| The exercise |
Find the lines holding "this" and copy them.

| Stored records |
-*-*-
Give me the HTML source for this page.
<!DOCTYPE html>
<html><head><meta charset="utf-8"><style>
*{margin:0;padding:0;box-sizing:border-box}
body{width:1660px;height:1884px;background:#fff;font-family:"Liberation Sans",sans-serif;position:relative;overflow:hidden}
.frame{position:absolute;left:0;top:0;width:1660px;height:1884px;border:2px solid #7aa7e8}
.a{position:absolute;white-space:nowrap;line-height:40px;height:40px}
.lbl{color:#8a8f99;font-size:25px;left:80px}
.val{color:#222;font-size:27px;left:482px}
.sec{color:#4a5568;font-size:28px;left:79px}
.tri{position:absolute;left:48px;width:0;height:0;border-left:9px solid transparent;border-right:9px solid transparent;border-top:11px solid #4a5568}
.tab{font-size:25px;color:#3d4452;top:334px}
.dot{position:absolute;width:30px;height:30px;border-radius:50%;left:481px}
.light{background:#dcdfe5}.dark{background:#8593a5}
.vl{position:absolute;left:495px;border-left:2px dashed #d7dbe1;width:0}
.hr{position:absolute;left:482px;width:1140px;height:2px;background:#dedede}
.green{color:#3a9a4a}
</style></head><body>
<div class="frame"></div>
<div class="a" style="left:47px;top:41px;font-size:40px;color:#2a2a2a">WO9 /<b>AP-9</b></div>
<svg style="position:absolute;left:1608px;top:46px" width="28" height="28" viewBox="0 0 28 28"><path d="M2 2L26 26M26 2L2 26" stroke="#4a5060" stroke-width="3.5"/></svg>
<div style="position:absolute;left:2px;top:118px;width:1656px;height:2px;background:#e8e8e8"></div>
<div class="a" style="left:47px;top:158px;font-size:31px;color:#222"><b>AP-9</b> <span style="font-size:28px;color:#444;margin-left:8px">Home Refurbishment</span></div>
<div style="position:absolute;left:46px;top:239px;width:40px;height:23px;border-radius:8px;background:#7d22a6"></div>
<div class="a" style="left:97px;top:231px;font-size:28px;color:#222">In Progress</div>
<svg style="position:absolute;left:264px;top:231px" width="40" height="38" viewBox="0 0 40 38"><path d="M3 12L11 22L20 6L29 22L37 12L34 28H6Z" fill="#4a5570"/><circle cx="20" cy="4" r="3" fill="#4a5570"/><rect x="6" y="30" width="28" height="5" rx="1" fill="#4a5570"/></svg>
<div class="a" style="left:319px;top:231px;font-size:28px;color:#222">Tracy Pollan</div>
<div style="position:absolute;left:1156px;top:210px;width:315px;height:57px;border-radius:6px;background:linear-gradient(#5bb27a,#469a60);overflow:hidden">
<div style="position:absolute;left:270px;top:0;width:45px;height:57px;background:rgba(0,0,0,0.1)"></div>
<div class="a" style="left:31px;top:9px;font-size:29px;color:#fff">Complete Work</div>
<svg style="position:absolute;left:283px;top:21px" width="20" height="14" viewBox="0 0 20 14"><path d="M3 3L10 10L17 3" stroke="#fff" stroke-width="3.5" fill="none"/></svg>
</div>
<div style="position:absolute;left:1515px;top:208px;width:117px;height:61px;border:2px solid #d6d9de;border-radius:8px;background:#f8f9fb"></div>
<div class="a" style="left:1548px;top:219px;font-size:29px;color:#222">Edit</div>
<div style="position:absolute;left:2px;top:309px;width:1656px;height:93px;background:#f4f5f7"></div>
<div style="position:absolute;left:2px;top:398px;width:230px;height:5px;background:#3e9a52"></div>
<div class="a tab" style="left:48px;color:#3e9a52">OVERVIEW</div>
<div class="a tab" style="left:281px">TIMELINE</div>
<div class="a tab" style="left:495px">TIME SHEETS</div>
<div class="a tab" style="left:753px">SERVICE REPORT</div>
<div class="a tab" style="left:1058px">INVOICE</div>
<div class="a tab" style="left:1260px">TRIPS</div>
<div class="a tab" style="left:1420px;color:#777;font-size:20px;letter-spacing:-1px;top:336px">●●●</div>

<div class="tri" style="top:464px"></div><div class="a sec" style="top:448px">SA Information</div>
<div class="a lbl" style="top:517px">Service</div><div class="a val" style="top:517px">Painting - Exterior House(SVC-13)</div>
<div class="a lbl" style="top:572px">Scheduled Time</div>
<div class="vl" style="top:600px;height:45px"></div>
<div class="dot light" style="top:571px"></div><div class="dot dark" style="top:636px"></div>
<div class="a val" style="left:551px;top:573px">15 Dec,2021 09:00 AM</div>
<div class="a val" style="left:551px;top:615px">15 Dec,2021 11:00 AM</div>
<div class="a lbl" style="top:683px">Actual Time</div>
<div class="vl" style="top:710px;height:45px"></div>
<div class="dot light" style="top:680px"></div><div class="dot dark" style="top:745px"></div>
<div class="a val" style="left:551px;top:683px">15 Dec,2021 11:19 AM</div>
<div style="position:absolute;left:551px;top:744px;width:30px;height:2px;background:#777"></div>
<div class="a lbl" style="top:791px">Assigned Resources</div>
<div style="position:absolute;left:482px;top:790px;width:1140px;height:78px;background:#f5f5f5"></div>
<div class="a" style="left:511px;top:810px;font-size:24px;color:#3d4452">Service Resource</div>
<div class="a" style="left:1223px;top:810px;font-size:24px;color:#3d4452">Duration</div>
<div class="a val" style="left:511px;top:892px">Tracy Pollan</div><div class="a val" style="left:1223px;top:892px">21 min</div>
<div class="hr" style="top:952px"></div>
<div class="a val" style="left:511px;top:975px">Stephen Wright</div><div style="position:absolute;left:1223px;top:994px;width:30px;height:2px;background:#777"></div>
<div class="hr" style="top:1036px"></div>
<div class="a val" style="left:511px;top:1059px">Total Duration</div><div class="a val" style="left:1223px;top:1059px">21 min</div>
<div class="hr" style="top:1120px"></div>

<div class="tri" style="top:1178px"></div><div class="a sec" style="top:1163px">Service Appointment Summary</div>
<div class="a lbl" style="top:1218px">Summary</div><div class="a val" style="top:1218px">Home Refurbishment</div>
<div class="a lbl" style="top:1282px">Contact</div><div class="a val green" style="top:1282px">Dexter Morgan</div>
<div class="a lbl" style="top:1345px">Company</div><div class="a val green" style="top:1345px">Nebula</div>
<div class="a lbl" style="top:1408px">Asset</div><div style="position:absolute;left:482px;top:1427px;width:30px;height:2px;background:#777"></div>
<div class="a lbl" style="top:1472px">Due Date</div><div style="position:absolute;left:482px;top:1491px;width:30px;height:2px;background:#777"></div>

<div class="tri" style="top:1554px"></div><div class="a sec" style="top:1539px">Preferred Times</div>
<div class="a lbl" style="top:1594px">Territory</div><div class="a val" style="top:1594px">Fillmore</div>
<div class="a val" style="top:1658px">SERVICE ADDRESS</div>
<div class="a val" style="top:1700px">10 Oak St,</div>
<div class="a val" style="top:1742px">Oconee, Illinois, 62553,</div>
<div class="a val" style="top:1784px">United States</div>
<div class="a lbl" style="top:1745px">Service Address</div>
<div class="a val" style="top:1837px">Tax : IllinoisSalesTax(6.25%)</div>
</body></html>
-*-*-
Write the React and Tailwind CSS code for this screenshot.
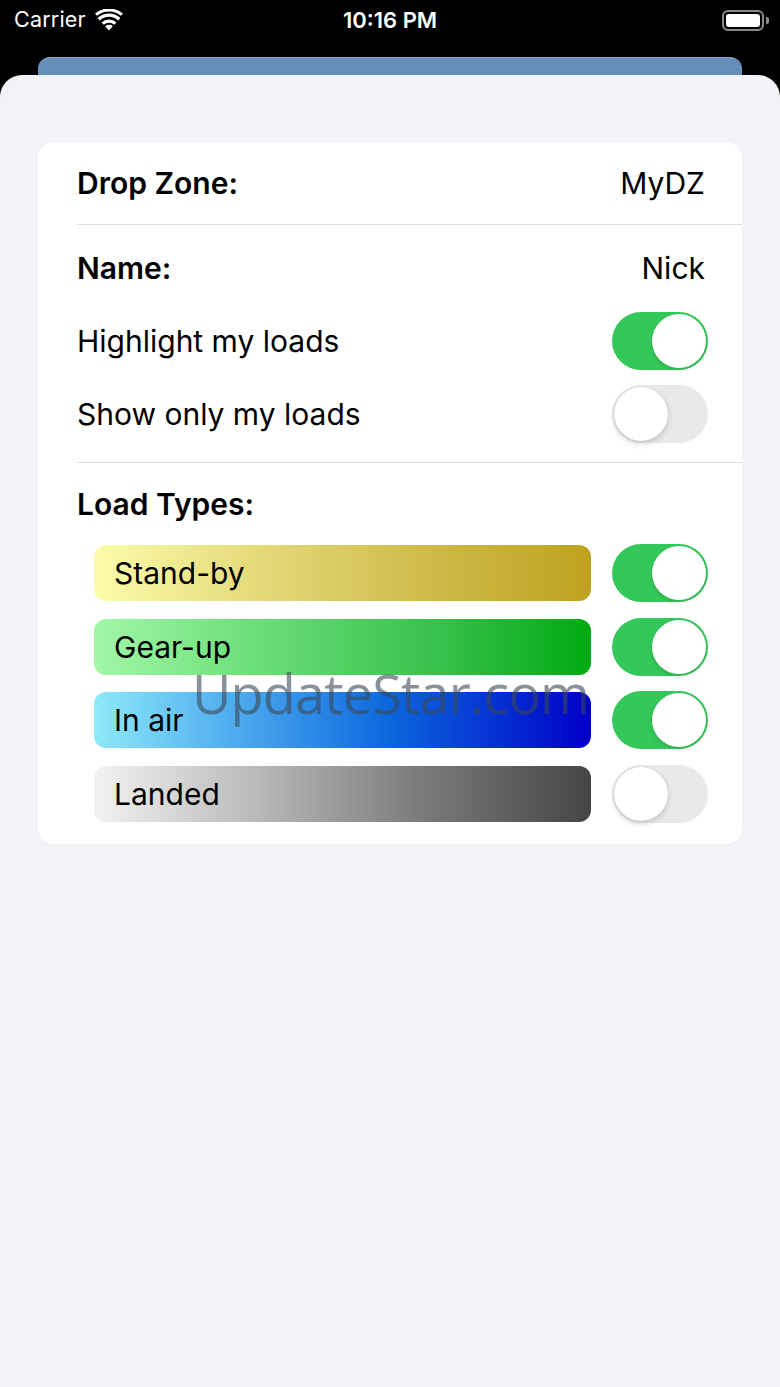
-*-*-
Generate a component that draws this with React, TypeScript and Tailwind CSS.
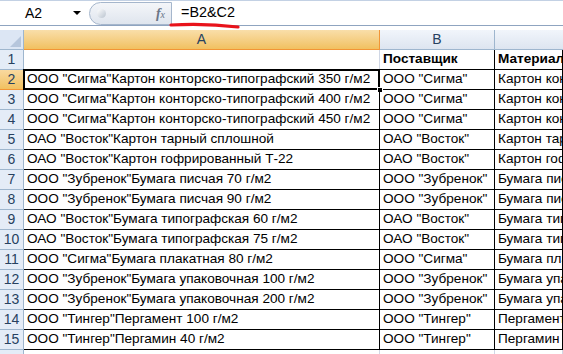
-*-*-
| Full solution |
Give me the HTML source for this page.
Write the React and Tailwind CSS code for this screenshot.
Generate a component that draws this with React, TypeScript and Tailwind CSS.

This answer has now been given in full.